The two main differences are:
- Mass is constant everywhere, while weight changes with gravitational pull.
- Mass is a measure of matter, while weight is a gravitational force acting on the mass.
5. How do you calculate the weight of an object if its mass is given?
You can calculate weight using the formula:
- Weight (W) = Mass (m) × Gravitational acceleration (g)
- Where g is 9.8 m/s² on Earth.
- Example: If mass = 10 kg, Weight = 10 kg × 9.8 m/s² = 98 N
6. What is meant by the gravitational force acting on an object?
Gravitational force is the attractive force exerted by Earth (or any celestial body) on an object due to its mass.
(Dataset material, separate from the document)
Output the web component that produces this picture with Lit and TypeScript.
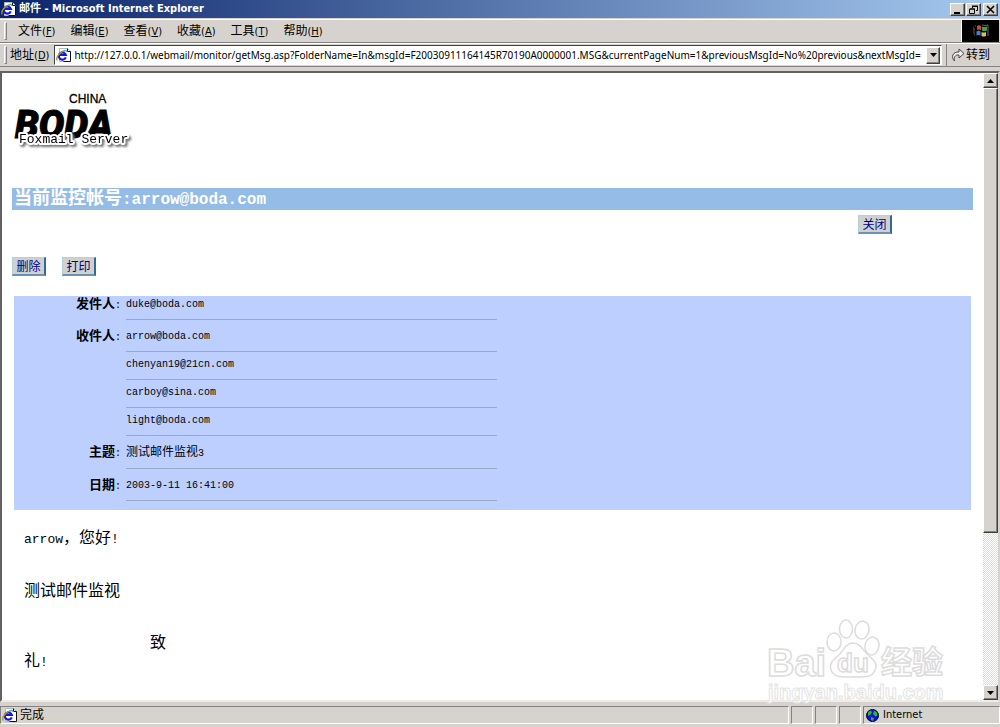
import { LitElement, html, css, svg } from "lit";
import { customElement } from "lit/decorators.js";

const menus = [
  ["文件", "F"],
  ["编辑", "E"],
  ["查看", "V"],
  ["收藏", "A"],
  ["工具", "T"],
  ["帮助", "H"],
];

const fields: { label: string; values: string[] }[] = [
  { label: "发件人", values: ["duke@boda.com"] },
  { label: "收件人", values: ["arrow@boda.com", "chenyan19@21cn.com", "carboy@sina.com", "light@boda.com"] },
  { label: "主题", values: ["测试邮件监视3"] },
  { label: "日期", values: ["2003-9-11 16:41:00"] },
];

const url =
  "http://127.0.0.1/webmail/monitor/getMsg.asp?FolderName=In&msgId=F20030911164145R70190A0000001.MSG&currentPageNum=1&previousMsgId=No%20previous&nextMsgId=";

const pageIcon = html`<svg class="icon" width="16" height="16" viewBox="0 0 16 16" aria-hidden="true">
  <path d="M3.5 1.5h8l3 3v10h-11z" fill="#fff" stroke="#b8b8b8" />
  <path d="M11.5 1.5v3h3v10h-7" fill="none" stroke="#111" />
  <path d="M9.800 10.400A3.600 3.600 0 1 1 9.900 8H4" fill="none" stroke="#1616d8" stroke-width="2.200" />
  <path d="M1.200 13.500C-.600 10.500 4 4.500 9.500 3.400" fill="none" stroke="#a09c20" stroke-width="1.300" />
  <path d="M7.500 4.200c2-1.200 3.600-1 3.400.8" fill="none" stroke="#27b5e8" stroke-width="1.200" />
</svg>`;

const arrow = (up: boolean) => svg`<svg width="7" height="4" viewBox="0 0 7 4" aria-hidden="true">
  <path d=${up ? "M0 4h7L3.5 0z" : "M0 0h7L3.5 4z"} fill="#000" /></svg>`;

@customElement("app-root")
export class AppRoot extends LitElement {
  static styles = css`
    :host {
      display: block;
      --face: #d6d3ce;
      --ui: "DejaVu Sans Condensed", "Noto Sans CJK SC", sans-serif;
      --mono: "Liberation Mono", "Noto Sans CJK SC", monospace;
    }
    * { box-sizing: border-box; }
    button, input { font: inherit; color: inherit; margin: 0; padding: 0; border-radius: 0; }
    .window {
      display: flex;
      flex-direction: column;
      height: 100vh;
      background: var(--face);
      font: 11px/16px var(--ui);
      color: #000;
      overflow: hidden;
    }
    .icon { flex: none; display: block; }
    .title {
      display: flex;
      align-items: center;
      gap: 2px;
      height: 18px;
      flex: none;
      padding: 0 2px 0 1px;
      background: linear-gradient(90deg, #0a246a, #a6caf0);
      color: #fff;
    }
    .title h1 { flex: 1; margin: 0; font: bold 11px/16px var(--ui); }
    .raised {
      display: flex;
      align-items: center;
      justify-content: center;
      background: var(--face);
      border: 1px solid;
      border-color: #fff #404040 #404040 #fff;
      box-shadow: inset -1px -1px #848284;
      color: #000;
    }
    .title .raised { width: 15px; height: 13px; }
    .winbtns { display: flex; gap: 1px; }
    .menu, .address {
      display: flex;
      align-items: center;
      flex: none;
      border-top: 1px solid #fff;
      border-bottom: 1px solid #848284;
      font-size: 12px;
    }
    .menu { height: 24px; margin-top: 1px; }
    .address { height: 24px; }
    .grip {
      flex: none;
      width: 3px;
      height: 18px;
      margin-left: 4px;
      border: 1px solid;
      border-color: #fff #848284 #848284 #fff;
    }
    .items { display: flex; flex: 1; padding-left: 11px; gap: 15px; }
    .items button { background: none; border: 0; font-size: 12px; }
    .items small, .address small { font-size: 11px; }
    .flag { display: flex; align-items: center; justify-content: center; width: 38px; height: 22px; background: #000; border-left: 1px solid #fff; margin-right: 1px; }
    .address label { margin: 0 5px 0 3px; }
    .combo {
      display: flex;
      align-items: center;
      flex: 1;
      height: 20px;
      background: #fff;
      border: 1px solid;
      border-color: #424142 #fff #fff #424142;
      padding: 0 1px;
    }
    .combo input { flex: 1; min-width: 0; height: 16px; margin-left: 2px; border: 0; background: none; outline: 0; font: 10px/16px "Noto Sans", sans-serif; }
    .combo .raised { width: 14px; height: 17px; }
    .go { display: flex; align-items: center; gap: 1px; width: 54px; height: 22px; margin-left: 4px; padding-left: 4px; background: none; border: 0; border-left: 1px solid #848284; }
    .go span { white-space: nowrap; }
    .view {
      position: relative;
      display: flex;
      flex: 1;
      min-height: 0;
      background: #fff;
      border: 2px solid;
      border-color: #636163 #d6d3ce #efebe7 #636163;
      margin-top: 4px;
    }
    .page { flex: 1; min-width: 0; padding: 16px 10px 0; overflow: hidden; font-family: var(--mono); }
    .logo { display: block; }
    .tag { paint-order: stroke; filter: drop-shadow(2px 2px 1px #777); }
    .account { margin: 36px 0 0; height: 22px; padding-left: 2px; background: #94bce7; color: #fff; font: bold 18px/22px var(--mono); }
    .account span { font-size: 16px; }
    .push {
      width: 34px;
      height: 19px;
      background: #d0d0d0;
      border: 1px solid;
      border-color: #b4d0dc #33699a #6a93b4 #b4d0dc;
      border-right-width: 2px;
      border-bottom-width: 2px;
      color: #000080;
      font: 12px/16px "Noto Sans CJK SC", sans-serif;
      white-space: nowrap;
    }
    .closing { display: flex; justify-content: flex-end; margin: 5px 81px 0 0; }
    .actions { display: flex; gap: 16px; margin-top: 23px; }
    .details { margin: 20px 2px 0; padding: 0 0 9px; background: #bdcfff; font-size: 10px; }
    .field { display: grid; grid-template-columns: 107px minmax(0, 371px); column-gap: 5px; padding-top: 10px; }
    .field:first-child { padding-top: 2px; }
    .field dt { text-align: right; font: bold 13px/14px var(--mono); white-space: nowrap; }
    .field dt span { font: 10px/14px var(--mono); }
    .field dd { grid-column: 2; margin: 0; line-height: 14px; padding-bottom: 7px; border-bottom: 1px solid #94aac6; }
    .field dd + dd { padding-top: 6px; }
    .field .cjk { font-size: 12px; }
    .field .cjk span { font-size: 10px; }
    .letter { padding: 20px 12px 0; font: 16px/18px var(--mono); }
    .letter p { margin: 0 0 34px; }
    .letter span { font-size: 13px; }
    .letter .wish { margin: 0; padding-left: 126px; }
    .scroll { display: flex; flex-direction: column; width: 15px; flex: none; background: #eceae7; }
    .scroll .raised { height: 15px; width: 15px; flex: none; }
    .track { display: flex; flex-direction: column; flex: 1; background: repeating-conic-gradient(#fff 0 25%, #dedbd6 0 50%) 0 0 / 2px 2px; }
    .scroll .thumb { flex: 445; height: auto; }
    .rest { flex: 153; }
    .mark { position: absolute; right: 52px; bottom: -4px; pointer-events: none; }
    .status { display: flex; gap: 2px; flex: none; height: 25px; padding: 4px 0 3px; }
    .cell { display: flex; align-items: center; gap: 4px; padding-left: 2px; border: 1px solid; border-color: #848284 #fff #fff #848284; }
    .main { flex: 1; gap: 2px; padding-left: 1px; }
    .slot { width: 22px; }
    .zone { width: 137px; }
    .main span { font-size: 12px; }
  `;

  render() {
    return html`
      <div class="window">
        <header class="title">
          ${pageIcon}
          <h1>邮件 - Microsoft Internet Explorer</h1>
          <div class="winbtns">
            <button class="raised" aria-label="Minimize"><svg width="9" height="9"><path d="M1 8h6" stroke="#000" stroke-width="2" /></svg></button>
            <button class="raised" aria-label="Restore"><svg width="9" height="9"><path d="M3.5 3V1.5h5v4H7M3 1h6M1 4h5M.5 4v4.500h5V4z" fill="none" stroke="#000" /></svg></button>
          </div>
          <button class="raised" aria-label="Close"><svg width="9" height="9"><path d="M1 1l7 7M8 1L1 8" stroke="#000" stroke-width="1.6" /></svg></button>
        </header>
        <nav class="menu">
          <i class="grip"></i>
          <div class="items">
            ${menus.map(([name, key]) => html`<button>${name}<small>(<u>${key}</u>)</small></button>`)}
          </div>
          <div class="flag">
            <svg width="18" height="16" viewBox="0 0 18 16" aria-hidden="true">
              <path d="M5 3q2-1.500 4 0v4q-2-1-4 0z" fill="#c8502c" />
              <path d="M10 3.500q2 1 5 0v4q-3 1-5 0z" fill="#46a04c" />
              <path d="M4.500 8.500q2-1.500 4 0v4q-2-1-4 0z" fill="#4a7ed0" />
              <path d="M9.500 9q2 1 4.500 0v4q-2.500 1-4.500 0z" fill="#e0c040" />
              <path d="M1 4h1M3 3h1M1 6h2M1 8h2M1 10h2M2 12h1" stroke="#8a4a4a" />
              <path d="M10 2q3 1 6 0v11" stroke="#667" fill="none" />
            </svg>
          </div>
        </nav>
        <div class="address">
          <i class="grip"></i>
          <label for="url">地址<small>(<u>D</u>)</small></label>
          <div class="combo">
            ${pageIcon}
            <input id="url" type="text" .value=${url} />
            <button class="raised" aria-label="Show addresses">${arrow(false)}</button>
          </div>
          <button class="go">
            <svg class="icon" width="14" height="14" viewBox="0 0 14 14" aria-hidden="true">
              <path d="M3.500 13C-.5 9 2 3.500 8 4V1l5 4.500L8 10V7C4.500 6.500 2.500 9 3.500 13z" fill="#eee" stroke="#444" />
            </svg>
            <span>转到</span>
          </button>
        </div>
        <div class="view">
          <main class="page">
            <svg class="logo" width="124" height="63" viewBox="0 0 124 63" role="img" aria-label="China Boda Foxmail Server">
              <text x="57" y="14" font-family="Liberation Sans" font-size="12" stroke="#000" stroke-width=".3">CHINA</text>
              <text x="3" y="49" font-family="Roboto" font-weight="900" font-style="italic" font-size="38" stroke="#000" stroke-width="1">BODA</text>
              <text class="tag" x="7" y="54" font-family="Liberation Mono" font-size="13" stroke="#fff" stroke-width="4" stroke-linejoin="round">Foxmail Server</text>
            </svg>
            <h2 class="account">当前监控帐号<span>:arrow@boda.com</span></h2>
            <div class="closing"><button class="push">关闭</button></div>
            <div class="actions">
              <button class="push">删除</button>
              <button class="push">打印</button>
            </div>
            <dl class="details">
              ${fields.map(
                (f) => html`<div class="field">
                  <dt>${f.label}<span>:</span></dt>
                  ${f.values.map((v) =>
                    v.startsWith("测") ? html`<dd class="cjk">${v.slice(0, -1)}<span>${v.slice(-1)}</span></dd>` : html`<dd>${v}</dd>`
                  )}
                </div>`
              )}
            </dl>
            <article class="letter">
              <p><span>arrow</span>，您好<span>!</span></p>
              <p>测试邮件监视</p>
              <p class="wish">致</p>
              <p>礼<span>!</span></p>
            </article>
          </main>
          <div class="scroll">
            <button class="raised" aria-label="Scroll up">${arrow(true)}</button>
            <div class="track"><div class="raised thumb"></div><div class="rest"></div></div>
            <button class="raised" aria-label="Scroll down">${arrow(false)}</button>
          </div>
          <svg class="mark" width="184" height="88" viewBox="0 0 184 88" aria-hidden="true">
            <g fill="#fff" stroke="#dcdcdc" stroke-width="1.500">
              <ellipse cx="72" cy="26" rx="7" ry="9" />
              <ellipse cx="84" cy="13" rx="6.500" ry="9" />
              <ellipse cx="100" cy="14" rx="7" ry="9" transform="rotate(12 100 14)" />
              <ellipse cx="110" cy="30" rx="7" ry="9" transform="rotate(12 110 30)" />
              <path d="M91 27c7 0 10 7 15 12 6 5 10 9 7 15-3 8-11 7-22 7s-19 1-22-7c-2-7 2-10 8-15 5-5 7-12 14-12z" />
            </g>
            <g fill="#fff" stroke="#dcdcdc" stroke-width="1.500" font-family="Liberation Sans" font-weight="bold">
              <text x="5" y="60" font-size="38">Bai</text>
              <text x="75" y="56" font-size="26">du</text>
              <text x="119" y="57" font-family="Noto Sans CJK SC" font-size="31">经验</text>
              <text x="6" y="83" font-size="20" stroke="#e4e4e4" stroke-width="1">jingyan.baidu.com</text>
            </g>
          </svg>
        </div>
        <footer class="status">
          <div class="cell main">${pageIcon}<span>完成</span></div>
          <div class="cell slot"></div>
          <div class="cell slot"></div>
          <div class="cell slot"></div>
          <div class="cell zone">
            <svg class="icon" width="13" height="13" viewBox="0 0 13 13" aria-hidden="true">
              <circle cx="6.500" cy="6.500" r="6" fill="#1010d8" stroke="#002" />
              <path d="M2 3l3-1.500 1 2L4 6 2 7zM8 1.500l3 2 .5 3-2 1L7 5zM5 8l3 1-1 3-2-1z" fill="#20c020" />
            </svg>
            <span>Internet</span>
          </div>
        </footer>
      </div>
    `;
  }
}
- This force gives objects their weight.
- It always acts towards the center of Earth.
7. Is mass a scalar or vector quantity?
Mass is a scalar quantity as it has only magnitude and no direction.
8. Is weight a scalar or vector quantity?
Weight is a vector quantity because it has both magnitude (amount) and direction (towards the center of the Earth).
9. What instrument is used to measure mass and weight?
Mass is commonly measured using a beam balance or triple beam balance, while weight is measured using a spring balance.
- Beam balance compares unknown mass to known weights.
- Spring balance gives weight reading directly in newtons (N).
10. Give an example showing mass is constant but weight changes.
An example is a 2 kg stone:
- On Earth, its weight is 19.6 N (2 kg × 9.8 m/s²).
- On the Moon, its weight becomes about 3.2 N (2 kg × 1.6 m/s²), but its mass remains 2 kg in both places.
11. Are mass and weight numerically equal?
No, mass and weight are not numerically equal, except where g = 1 m/s² (not on Earth). Usually, their values differ as they depend on different physical quantities.
12. How does weight change at the equator and poles?
Weight is slightly less at the equator than at the poles due to Earth's shape and rotation.
- Gravity is stronger at the poles, so objects weigh more there.
- At the equator, centrifugal force reduces effective gravity, so weight is less.